The Indiana Pacers are in a similar situation as the Heat. They might not have a promising rookie or four players competing for two spots, but they do have three guys for two spots, including two up-and-coming players in Myles Turner and Domantas Sabonis .
Over 36 minutes, Turner and Sabonis have actually had similar numbers. While Turner averages 17.1 points, 8.0 rebounds and 2.8 blocks, Sabonis -- who was acquired in the Paul George trade -- has put up 18.2 points, 11.9 rebounds and 3.0 assists over that same span of playing time. Turner's the better inside presence on defense, but Sabonis has the edge with his passing skills and ability to board.
A further look tells us that, if it comes down to Turner or Sabonis, Turner's still the better player despite dealing with injury after injury this season. His net rating of +3.0 is superior to Sabonis' +0.8, with Turner helping the team to a slightly better defensive rating as well as an offensive rating 2.0 points better over 100 possessions. In fact, with Sabonis off, the Pacers have had an overall better offense with the defense giving up more than a point with Turner's shot-blocking on the bench. At center, Turner's starting spot is safe.

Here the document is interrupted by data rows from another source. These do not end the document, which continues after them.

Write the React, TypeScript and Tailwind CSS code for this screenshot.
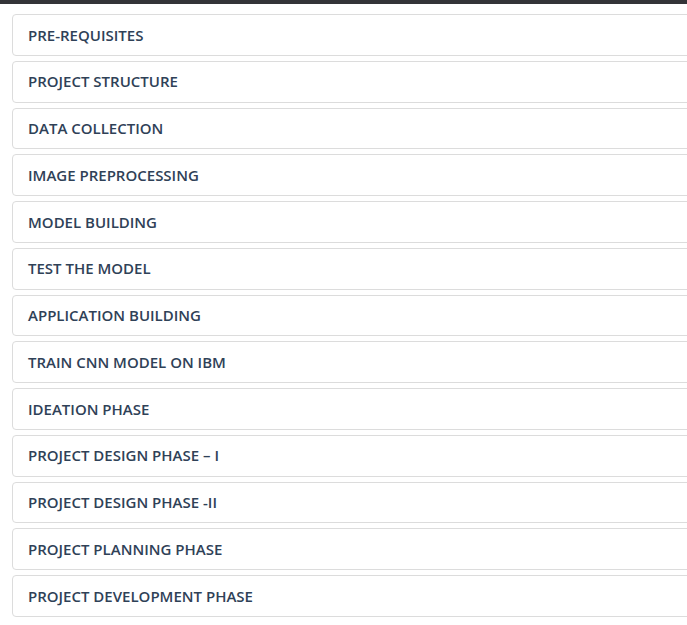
import React from 'react';

const sections = [
  'PRE-REQUISITES',
  'PROJECT STRUCTURE',
  'DATA COLLECTION',
  'IMAGE PREPROCESSING',
  'MODEL BUILDING',
  'TEST THE MODEL',
  'APPLICATION BUILDING',
  'TRAIN CNN MODEL ON IBM',
  'IDEATION PHASE',
  'PROJECT DESIGN PHASE – I',
  'PROJECT DESIGN PHASE -II',
  'PROJECT PLANNING PHASE',
  'PROJECT DEVELOPMENT PHASE',
];

export default function App() {
  return (
    <div className="w-[687px] h-[625px] overflow-hidden bg-white" style={{ fontFamily: '"Open Sans", sans-serif' }}>
      <div className="h-[4px] bg-[#333438]" />
      <div className="flex flex-col gap-[5px] pt-[10px] pl-[12px]">
        {sections.map((title) => (
          <div
            key={title}
            className="w-[700px] h-[41.75px] shrink-0 flex items-center pl-[15px] border border-[#dcdcdc] rounded-[4px] bg-white text-[15px] font-semibold text-[#2f4157]"
          >
            {title}
          </div>
        ))}
      </div>
    </div>
  );
}
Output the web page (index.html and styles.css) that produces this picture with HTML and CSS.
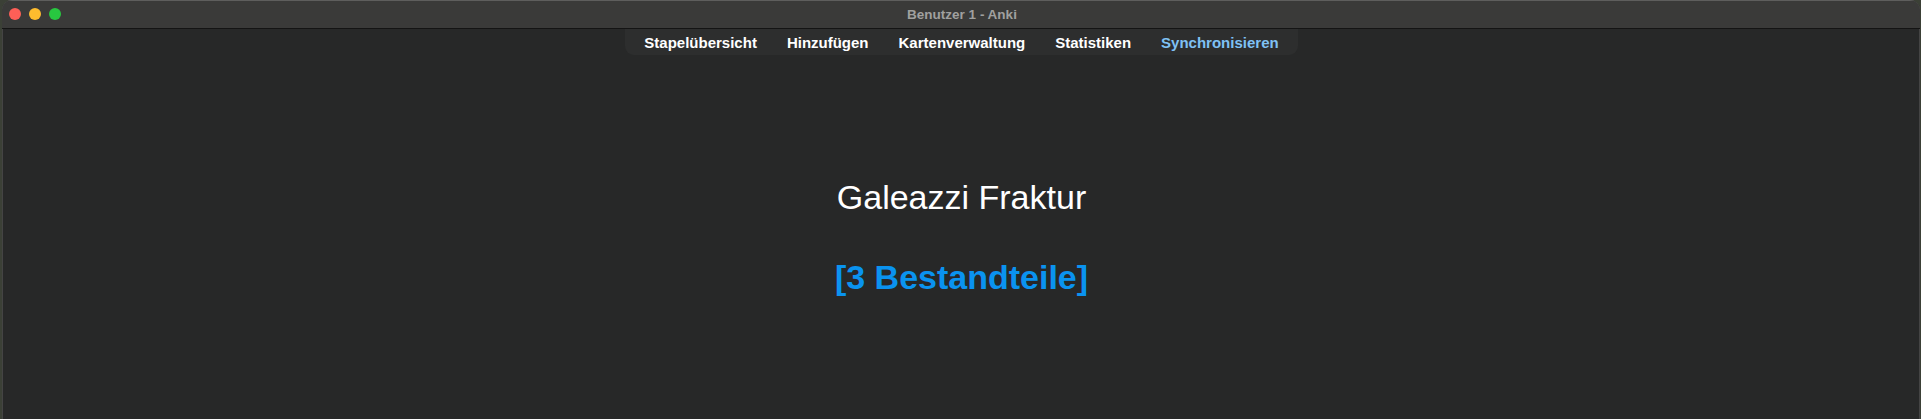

At power forward, today's NBA would tell you that two 6'11" guys can't start side-by-side, so Thaddeus Young would be the obvious choice, as he has been. Lineup data doesn't tell us anything different. either. In 736 minutes, the Young/Turner combination has been better than their opponents by 5.5 points per 100 possessions. Meanwhile, Sabonis and Turner are a -0.9 and see a substantial drop off offensively, though their passing and rebounding percentages are higher.
Indiana coach Nate McMillan can stick to what he's been doing. After all, the Pacers have exceeded expectations to this point.
The streaking Heat and over-performing Pacers are fourth and eighth, respectively, in the East. As for the Boston Celtics, they're right where a lot of people expected them to be. It's surprising that they're doing what they are without Gordon Hayward, but at 34-10, coach Brad Stevens' crew is first in the East, with a three-game lead on the Toronto Raptors and a seven-game advantage over the slumping Cleveland Cavaliers.
All in all, you know what you're getting from the Celtics. They're set at four of their positions (including Al Horford at center), but the power forward slot is getting interesting. Play-by-play has Horford as the power forward with Aron Baynes playing 100% of his minutes at center -- and that makes sense -- but the decision here is between Baynes and Marcus Morris.
With Morris heading into the year with a knee issue, Baynes has been called upon to make 32 starts and play an average of 18.4 minutes (19 in starts) per game through 44 contests. Lately, though, Morris has played in more games, seen an increase in minutes and started when he has played. Should Morris be the permanent starter when healthy?
While Baynes has averaged a double-double -- 11.7 points and 10.4 rebounds -- per-36 minutes, Morris is contributing 17.6 points (second on the team) and 8.0 rebounds per-36, along with two three-pointers on 35.4% shooting from deep. Alongside Horford, both have been effective. Over 437 minutes, Baynes and Horford are a net +15.3, with the Morris/Horford combo at a +9.5 net rating in nearly 200 fewer minutes this season. It's almost needless to say, but the Baynes lineup is better defensively, and the Morris lineup is far better on the offensive end.
For rotational purposes, there's really no way for Boston to go wrong. Morris has a net rating of at least +9.5 with both Baynes and Horford. Playing style might lead to more starts and minutes for Morris, but it wouldn't be surprising if the Celtics opted to play the matchups throughout the remainder of the season. It's worked out so far.